Hell, I don’t even really know my own.

Thus begins a 10-year journey to re-educate myself. I start taking courses, seminars, workshops, reading books, going to museums and movies, listening to music … and I learn about the Harlem Renaissance, the Black Arts Movement, the Talented Tenth, Booker T and W.E. B. … Marcus Garvey, double consciousness, womanism, Malcolm X, Richard Wright, Alice Walker, Zora Neale Hurston, August Wilson, Toni Morrison.

And with each new thing I read, I find ways of bringing it into my classroom – applying for grants, spending my own money, Xeroxing pages.

“You’re being brainwashed,” Suzanne says when I tell her how my teaching has changed, how my students are engaged and loving the books we are reading.

You’re being derelict in your duties as an English teacher. You’re supposed to be teaching them the canon!

But it’s the 1990s, and multiculturalism has become a buzzword.

So in the summer of 1994, I am taking a course focused on African Americans, Latinos and Asian Americans – the dominant groups of students in Philadelphia classrooms. The teachers in the course are diverse, though still mostly white. The atmosphere is tense – many of the white teachers have a very hard time when they are asked to see things from an “Afrocentric” point of view. It’s not comfortable for us, being on the margins.

During the third week, we are watching a documentary about Hmong refugees who have been displaced from the hills of Laos by the Vietnam War. Hundreds of these families have settled in West Philadelphia, and their children are in our classrooms.

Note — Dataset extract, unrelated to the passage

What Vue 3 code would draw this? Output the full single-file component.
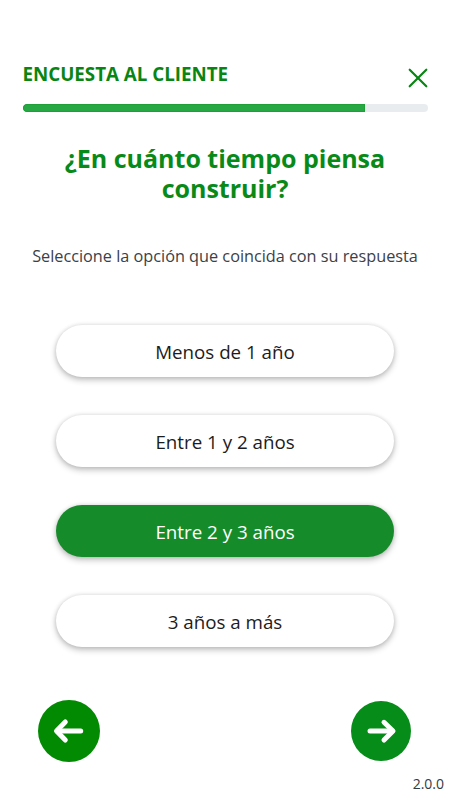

On the screen, we see dozens of refugees getting off an airplane in Seattle in the winter. It is cold and damp, and these people do not have coats and they have never felt this kind of coldness before. It’s poignant and I feel myself tear up when –

“Damn! Please! At least they’re coming here on airplanes, not filthy slave ships!” says a black woman.

Oh yeah? Well, at least they weren’t gassed and burned in ovens!!! says a Jewish one.

That seminar ends with the teachers still duking it out to see whose oppression is the worst – without ever coming to a place of humanity and empathy.  

And those people are going back into classrooms in the fall.